As such, the picture revealed in the research carried out by KITE, the organisation sponsored by BDO Stoy Hayward to develop leaders of growing businesses, is broadly similar to that in the eight previous surveys conducted by the Independent on Sunday.

When the exercise began in the early Nineties, it was still generally assumed that large quoted companies were responsible for much of the country's growth and that private companies were generally marginal players. However, the spate of downsizing caused by the early Nineties challenged such assumptions, especially when it became clear that other organisations were growing up in their place and beginning to move far beyond the province of the niche business.

What has not changed since the early Nineties, though, is a general feeling that for all these examples Britain is less entrepreneurial than the United States. The current government is showing particular interest in changing that culture, with Gordon Brown especially keen to use his budgets to encourage enterprise.

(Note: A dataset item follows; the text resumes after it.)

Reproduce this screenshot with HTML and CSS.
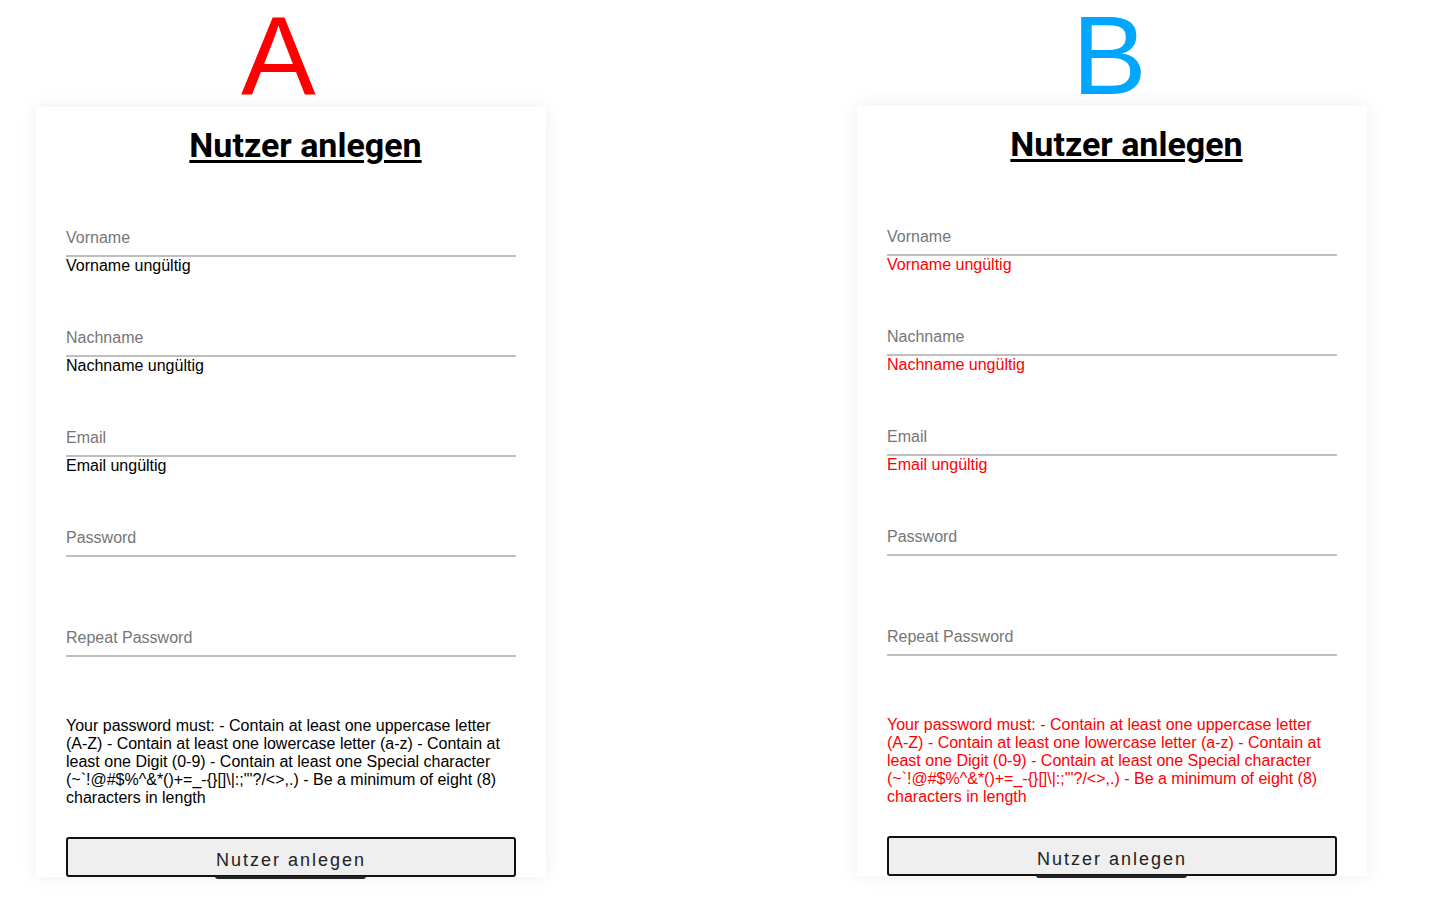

However, last week's publication of the annual R&D Scoreboard by the Department of Trade and Industry's innovation unit demonstrates that - since the biggest UK companies are spending less on research and development than their international counterparts - there is still some way to go.

Away from the glare of the stock market, though, many companies are showing the sort of enterprise that is needed. Not all of them are investing millions of pounds in high-tech developments, but they are seeing opportunities for growth and acting fast to exploit the potential.

Nor is it just a select group of entrepreneurs at the top of these organisations that are leading the way. Increasingly, the founders of such businesses are creating cultures that actively encourage initiative and as a result often spawn new businesses.

For example, JD Wetherspoon founder Tim Martin's brother, Gerald, has since left the business to set up the Old Monk pub company, while the founders of Computer Futures, the second-placed company in this year's listing, have helped establish several other businesses, including Progressive Computer Recruitment.

Jeremy Newman, director of KITE, said: "The results show that the growth in private companies is not restricted to any sector or geographic area. Everyone has a chance to succeed - providing they invest in their people and in leadership within the business."